I Hacked Foundation.app — but you should still use their platform.

The story of my Foundation Hack and how to protect yourself.

On March 14th, around Midnight I dropped my latest NFT, a record of my Foundation.app Hack I released along with it:

Foundation is a platform that provides minting services as well as a marketplace for artists. Its number of daily users exploded in the last weeks as a considerable number of non-crypto artists looking for ways to enter the lucrative NFT space. Like most platforms and websites nowadays, Foundation allows its users to set up a profile page including an avatar and a cover image. Do you see where this is going? There’s one rule in Cybersecurity…

Don’t trust user input.

Allowing users to display an image on your websites means that at some point they retrieve data sent by the user and display it on their webpage. You’d be surprised at how many websites thus create breaches in their own systems.
How a hacker can take advantage of user input to take over your browser

User input should always be cleaned up before being displayed when someone wants to lookup a profile. There only needs to be one oversight.

The Artwork

Instead of sending an image link to their server I instead sent them what allowed an Injection. basically getting complete control over what your browser does when looking up my profile. 

The Artwork I displayed as a digital graffiti on Foundation

Worried? You should be, this can and is used by hackers to get access to user accounts. But I’ve got good news ! In fact, I’ve got brilliant news for you ! Let’s get to why you should still use Foundation.app (& others) !

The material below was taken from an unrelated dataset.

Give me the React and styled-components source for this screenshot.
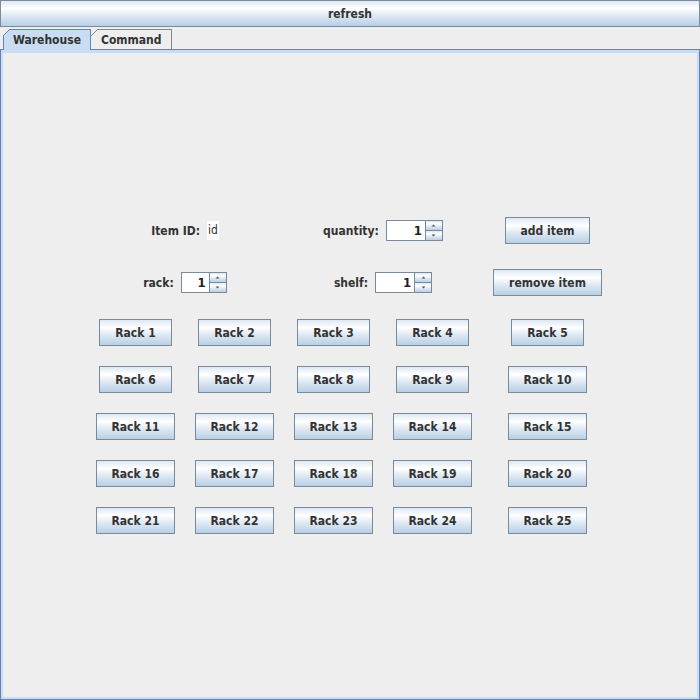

3 Simple Rules to Secure your Assets

Securing your assets should always be your highest priority

Ok, I know, I’ve made the web very scary right now. But don’t leave yet ! Because this is where I drop some knowledge. 

Rule 1

| Not your keys, not your wallet.

I know I know, this one is quite known ! And yet, I still see people forgetting about it. Let’s take Nifty Gateway as an example, they use deposit accounts to let you buy an artwork. Meaning that to spend your ETH they don’t ask for your signature but use a wallet which they own. Besides the advantages this provides, it has huge security implications. See this twitter user who got all his assets stolen yesterday after having his password most probably leaked in a data breach somewhere (Nothing the platform could have done !). You shouldn’t stop using Nifty Gateway (I myself own an NFT there), but please, do not leave your credit card details, NFTs or even full ETH accounts there for hackers to grab, especially if you don’t use a password manager (I see you, I know you use the same password everywhere !). Get everything out once your purchase is done and you’ll be safe !

Rule 2

| Don’t ever disclose your private keys/seed phrase

I know, I know. Nahiko ? AGAIN ? Dude, your rules are basics ! Yes, they are. But Phishing is still the main reason why people get their ETH stolen. Remember to always make sure the URL you’re visiting is legit, especially before setting up a new wallet or buying NFTs. A good way to do this is accessing the webpage from the company’s socials.

Rule 3

| Read what you sign

Transactions are to web 3 what Terms & Services are to web 2. Nobody reads them ! But you should and here’s why. If I get access to a webpage the same way I was able to, earlier in this article. Nothing stops me from having the website ask metamask to send the ETH to me and not to the artist who you buy an artwork from. To be transparent, there’s a very low chance of this happening, but trust me and check the transactions you sign.


All in all, as usual, security relies mostly upon one stakeholder in all that. And it’s not the platform, nor the wallet provider, and not even your computer. It’s you.